I haven’t been able to find answers to my questions (typical) but it’s something to think about. Instead of a positive, healthy dynamic, we’re conditioned to be our biggest critic. To constantly judge and judge our performance and feelings. And then judge some more.

Why did you say that? Why on earth would you ever say that? It sounded so stupid, I can only imagine what they are thinking. How stupid am I? Jesus, what are you wearing? You forgot this thing at home, how could you be so stupid? Now your day is ruined and you screwed it all up. What were you thinking? No one else would make a stupid mistake like that, what are you doing?

These are only some of the judgments I have heard, coming out of MY brain. What? In what universe is this healthy? Who told you it was okay to talk down to yourself like this? Over time, I’ve begun to question the voice in my head. I like to think of the cassette player metaphor when I think about our inner voice. But at this point, I’m like who in the hell played this cassette in the first place??? Finally, I was tired of listening to myself be so disrespectful, so condescending to my own beautiful soul. I realized none of the things the cassette was saying were true, so why would I continue to play it? Why don’t I play this really fancy tape that is full of love, compassion, and so many silly inside jokes?

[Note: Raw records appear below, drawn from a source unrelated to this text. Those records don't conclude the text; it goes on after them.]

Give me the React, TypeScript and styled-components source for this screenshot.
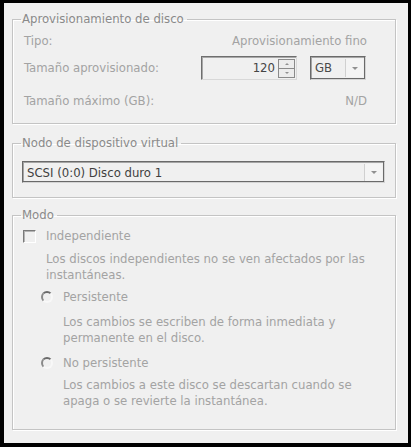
import styled, { createGlobalStyle } from 'styled-components';

const GlobalStyle = createGlobalStyle`
  html, body {
    margin: 0;
    background: #000;
  }
  body {
    font-family: "DejaVu Sans Condensed", "DejaVu Sans", sans-serif;
    font-size: 13px;
  }
`;

const Frame = styled.div`
  width: 411px;
  height: 447px;
  box-sizing: border-box;
  padding: 3px 3px 4px 4px;
  background: #000;
`;

const Panel = styled.div`
  height: 100%;
  box-sizing: border-box;
  background: #f0f0f0;
  padding: 8px 12px 0 8px;
  display: flex;
  flex-direction: column;
`;

const Group = styled.fieldset<{ $gap?: number }>`
  margin: ${(p) => p.$gap ?? 0}px 0 0 0;
  padding: 0;
  border: 1px solid #c4c4c4;
  box-shadow: inset 1px 1px 0 #fff, 1px 1px 0 #fff;
  min-width: 0;
`;

const Legend = styled.legend`
  margin-left: 8px;
  padding: 0 3px 0 1px;
  line-height: 16px;
  color: #8a8a8a;
`;

const Body = styled.div<{ $pad: string }>`
  padding: ${(p) => p.$pad};
  color: #a3a3a3;
`;

const Row = styled.div<{ $top?: number }>`
  display: flex;
  align-items: center;
  justify-content: space-between;
  margin-top: ${(p) => p.$top ?? 0}px;
  line-height: 16px;
`;

const Controls = styled.div`
  display: flex;
  gap: 13px;
  margin-right: 1px;
`;

const Spinner = styled.div`
  width: 96px;
  height: 24px;
  box-sizing: border-box;
  border: 1px solid #6e6e6e;
  border-right-color: #d8d8d8;
  border-bottom-color: #d8d8d8;
  box-shadow: inset 1px 1px 0 #a8a8a8;
  display: flex;
  align-items: center;
  justify-content: flex-end;
  padding-right: 1px;
  color: #454545;
`;

const SpinValue = styled.span`
  margin-right: 3px;
`;

const SpinButtons = styled.div`
  width: 17px;
  height: 19px;
  display: flex;
  flex-direction: column;
  border: 1px solid #8a8a8a;
  box-sizing: border-box;
`;

const SpinHalf = styled.div<{ $down?: boolean }>`
  flex: 1;
  display: flex;
  align-items: center;
  justify-content: center;
  background: #ececec;
  border-top: ${(p) => (p.$down ? '1px solid #8a8a8a' : 'none')};
`;

const Combo = styled.div<{ $width: number; $height: number; $dark?: boolean }>`
  width: ${(p) => p.$width}px;
  height: ${(p) => p.$height}px;
  box-sizing: border-box;
  border: 1px solid #d4d4d4;
  border-top-color: #6a6a6a;
  border-left-color: #6a6a6a;
  box-shadow: inset -1px -1px 0 #6a6a6a, inset 1px 1px 0 #a5a5a5;
  display: flex;
  align-items: center;
  padding: 0 2px 0 4px;
  color: ${(p) => (p.$dark ? '#3f3f3f' : '#4a4a4a')};
`;

const ComboText = styled.span`
  flex: 1;
`;

const DropButton = styled.div<{ $h: number }>`
  width: 18px;
  height: ${(p) => p.$h}px;
  box-sizing: border-box;
  background: #f4f4f4;
  border-left: 1px solid #d0d0d0;
  display: flex;
  align-items: center;
  justify-content: center;
`;

const Arrow = styled.span<{ $up?: boolean; $size?: number }>`
  width: 0;
  height: 0;
  border-left: ${(p) => p.$size ?? 3}px solid transparent;
  border-right: ${(p) => p.$size ?? 3}px solid transparent;
  ${(p) =>
    p.$up
      ? `border-bottom: ${p.$size ?? 3}px solid #909090;`
      : `border-top: ${p.$size ?? 3}px solid #909090;`}
`;

const OptionRow = styled.div<{ $indent: number; $top?: number }>`
  display: flex;
  align-items: center;
  padding-left: ${(p) => p.$indent}px;
  margin-top: ${(p) => p.$top ?? 0}px;
  line-height: 16px;
`;

const CheckBox = styled.span`
  width: 13px;
  height: 13px;
  box-sizing: border-box;
  border: 1px solid #fff;
  border-top-color: #7a7a7a;
  border-left-color: #7a7a7a;
  box-shadow: inset 1px 1px 0 #b4b4b4;
  background: #f0f0f0;
  margin-right: 10px;
`;

const Radio = styled.span`
  width: 12px;
  height: 12px;
  box-sizing: border-box;
  border-radius: 50%;
  border: 2px solid #f8f8f8;
  border-top-color: #6a6a6a;
  border-left-color: #8a8a8a;
  margin-right: 10px;
`;

const Desc = styled.div<{ $indent: number; $top: number }>`
  padding-left: ${(p) => p.$indent}px;
  margin-top: ${(p) => p.$top}px;
  line-height: 16px;
`;

export default function App() {
  return (
    <Frame>
      <GlobalStyle />
      <Panel>
        <Group>
          <Legend>Aprovisionamiento de disco</Legend>
          <Body $pad="6px 28px 14px 11px">
            <Row>
              <span>Tipo:</span>
              <span>Aprovisionamiento fino</span>
            </Row>
            <Row $top={7}>
              <span>Tamaño aprovisionado:</span>
              <Controls>
                <Spinner>
                  <SpinValue>120</SpinValue>
                  <SpinButtons>
                    <SpinHalf>
                      <Arrow $up $size={2} />
                    </SpinHalf>
                    <SpinHalf $down>
                      <Arrow $size={2} />
                    </SpinHalf>
                  </SpinButtons>
                </Spinner>
                <Combo $width={56} $height={24}>
                  <ComboText>GB</ComboText>
                  <DropButton $h={18}>
                    <Arrow />
                  </DropButton>
                </Combo>
              </Controls>
            </Row>
            <Row $top={13}>
              <span>Tamaño máximo (GB):</span>
              <span>N/D</span>
            </Row>
          </Body>
        </Group>

        <Group $gap={11}>
          <Legend>Nodo de dispositivo virtual</Legend>
          <Body $pad="10px 10px 14px 9px">
            <Combo $width={363} $height={22} $dark>
              <ComboText>SCSI (0:0) Disco duro 1</ComboText>
              <DropButton $h={17}>
                <Arrow />
              </DropButton>
            </Combo>
          </Body>
        </Group>

        <Group $gap={9}>
          <Legend>Modo</Legend>
          <Body $pad="5px 10px 20px 10px">
            <OptionRow $indent={0}>
              <CheckBox />
              <span>Independiente</span>
            </OptionRow>
            <Desc $indent={23} $top={7}>
              Los discos independientes no se ven afectados por las
              <br />
              instantáneas.
            </Desc>
            <OptionRow $indent={18} $top={6}>
              <Radio />
              <span>Persistente</span>
            </OptionRow>
            <Desc $indent={40} $top={9}>
              Los cambios se escriben de forma inmediata y
              <br />
              permanente en el disco.
            </Desc>
            <OptionRow $indent={18} $top={9}>
              <Radio />
              <span>No persistente</span>
            </OptionRow>
            <Desc $indent={40} $top={6}>
              Los cambios a este disco se descartan cuando se
              <br />
              apaga o se revierte la instantánea.
            </Desc>
          </Body>
        </Group>
      </Panel>
    </Frame>
  );
}
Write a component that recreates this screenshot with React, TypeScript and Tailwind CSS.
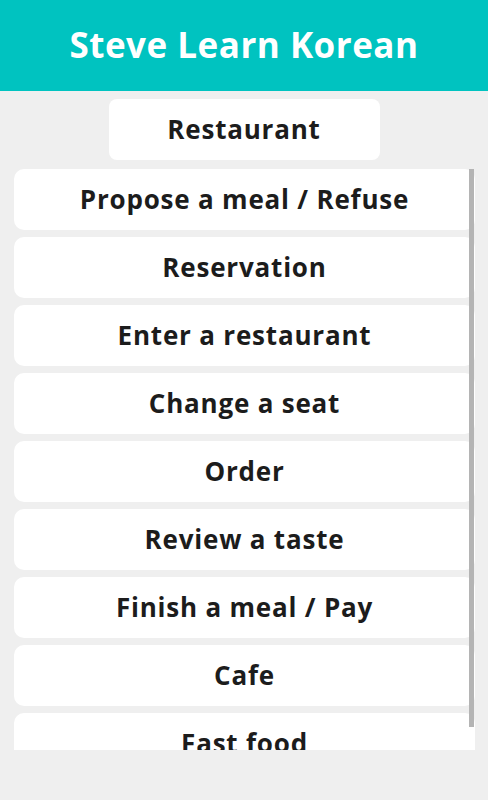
const topics = [
  "Propose a meal / Refuse",
  "Reservation",
  "Enter a restaurant",
  "Change a seat",
  "Order",
  "Review a taste",
  "Finish a meal / Pay",
  "Cafe",
  "Fast food",
];

export default function App() {
  return (
    <div
      className="flex h-[800px] w-full flex-col bg-[#efefef]"
      style={{ fontFamily: "'Open Sans', 'Noto Sans', sans-serif" }}
    >
      {/* Cabecera */}
      <header className="flex h-[91px] shrink-0 items-center justify-center bg-[#00c3c0]">
        <h1 className="text-[35px] font-bold tracking-[0.5px] text-white">Steve Learn Korean</h1>
      </header>

      {/* Categoría actual */}
      <div className="mx-auto mt-[8px] flex h-[61px] w-[271px] items-center justify-center rounded-[8px] bg-white">
        <span className="text-[26px] font-bold tracking-[0.8px] text-[#1c1c1c]">Restaurant</span>
      </div>

      {/* Lista de temas */}
      <div className="relative ml-[14px] mt-[9px] h-[581px] w-[461px] overflow-hidden">
        <ul className="flex flex-col gap-[7px]">
          {topics.map((topic) => (
            <li
              key={topic}
              className="flex h-[61px] shrink-0 items-center justify-center rounded-[10px] bg-white"
            >
              <span className="text-[26px] font-bold tracking-[0.8px] text-[#1c1c1c]">{topic}</span>
            </li>
          ))}
        </ul>
        <div className="absolute right-[1px] top-[-2px] h-[560px] w-[5px] bg-[#b4b4b4]" />
      </div>
    </div>
  );
}
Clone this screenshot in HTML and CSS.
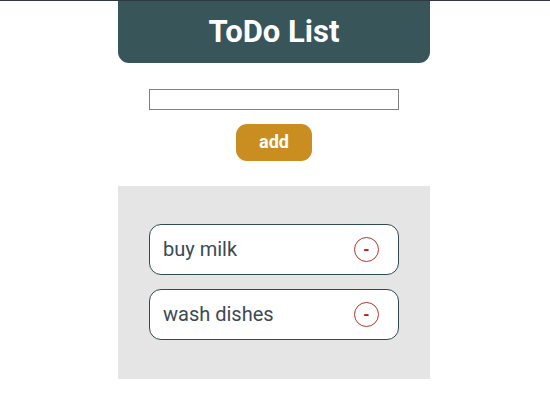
FILE: index.html
```html
<!DOCTYPE html>
<html>
<head>
<meta charset="utf-8">
<link rel="stylesheet" href="styles.css">
</head>
<body>
<div class="app">
  <header class="header"><h1 class="title">ToDo List</h1></header>
  <div class="form">
    <input class="field" type="text">
    <button class="add">add</button>
  </div>
  <ul class="list">
    <li class="item"><span class="label">buy milk</span><button class="remove">-</button></li>
    <li class="item"><span class="label">wash dishes</span><button class="remove">-</button></li>
  </ul>
</div>
</body>
</html>
```
FILE: styles.css
```css
html, body { margin: 0; padding: 0; background: #fff; }
body {
  border-top: 1px solid #2d3842;
  font-family: Roboto, "Liberation Sans", sans-serif;
}
.app {
  width: 312px;
  margin-left: 118px;
  display: flex;
  flex-direction: column;
  align-items: center;
}
.header {
  width: 100%;
  height: 62px;
  background: #38555a;
  border-radius: 0 0 11px 11px;
  display: flex;
  align-items: center;
  justify-content: center;
}
.title {
  margin: 0;
  color: #fff;
  font-size: 31px;
  font-weight: 700;
  line-height: 1;
  padding-bottom: 1px;
}
.form {
  display: flex;
  flex-direction: column;
  align-items: center;
  padding-top: 26px;
  gap: 14px;
}
.field {
  box-sizing: border-box;
  width: 250px;
  height: 21px;
  border: 1px solid #808080;
  margin: 0;
  padding: 0 2px;
  outline: none;
}
.add {
  box-sizing: border-box;
  width: 76px;
  height: 37px;
  border: none;
  border-radius: 11px;
  background: #c98d20;
  color: #fff;
  font-family: Roboto, "Liberation Sans", sans-serif;
  font-size: 18px;
  font-weight: 700;
  padding: 0 0 2px;
  margin: 0;
}
.list {
  list-style: none;
  margin: 25px 0 0;
  box-sizing: border-box;
  width: 100%;
  background: #e5e5e5;
  padding: 38px 31px 39px;
  display: flex;
  flex-direction: column;
  gap: 14px;
}
.item {
  box-sizing: border-box;
  height: 51px;
  background: #fff;
  border: 1px solid #2f4c52;
  border-radius: 12px;
  display: flex;
  align-items: center;
  justify-content: space-between;
  padding: 0 19px 0 13px;
}
.label {
  font-size: 20px;
  color: #3a4a56;
  padding-bottom: 1px;
}
.remove {
  box-sizing: border-box;
  width: 25px;
  height: 25px;
  border-radius: 50%;
  border: 1.5px solid #b5372a;
  background: #fff;
  color: #b02020;
  font-family: Roboto, "Liberation Sans", sans-serif;
  font-size: 16px;
  font-weight: 700;
  line-height: 1;
  padding: 0;
  margin: 0;
  display: flex;
  align-items: center;
  justify-content: center;
}
```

Remove the negative tape from the player right now. It is so imperative.

I’m so serious. Life-changing imperative. Now, you’re probably thinking, oh yeah, Madeleine, how easy is it for you to say that when my tape is stuck on repeat! Well, yes, it’s easy because I’ve changed my cassette, but the negative one is tricking you into thinking it’s some huge ordeal. It’s as easy as pressing the eject button, removing the tape, putting the next one in, and pressing play. So simple. But for some reason, it’s impossible to us.

You have to want to change the cassette. It’s not going to change itself.

Sometimes I feel like that listening to records. I’m so lazy and I don’t wanna go flip it to the other side, even if it’s three feet from me. BUT, I know if I wanna hear the rest of the album, I’ve gotta get up, otherwise I hear that tiny little whisper the record makes when it’s spinning in silence. So I muster up the strength to get up and flip it and set the needle up to jam to the next side. And voila!

It’s a pretty good metaphor if you ask me, because it’s soooo applicable to life. We totally have the strength to change it, we just don’t want to in that moment. But we realize to get to the good stuff, we gotta forgo being lazy and just do it! Same thing with our inner self. That tape is just playing nonsense at this point, it’s time to get up and flip it over. Change the tape. Play the brand new record. SO many beautiful things on the flip side!

When we cultivate this environment for ourselves, we can become our own best friend, looking out for our best interest at all times. We can maximize our potential and grow for days! With our biggest critic transforming into our best friend, there are literally no limits. Our lives become a place of unconditional love, compassion, and encouragement that will help set us up for success in the years to come. Life is short, so it’s important to have as many allies as we can to make it the most badass lifetime possible.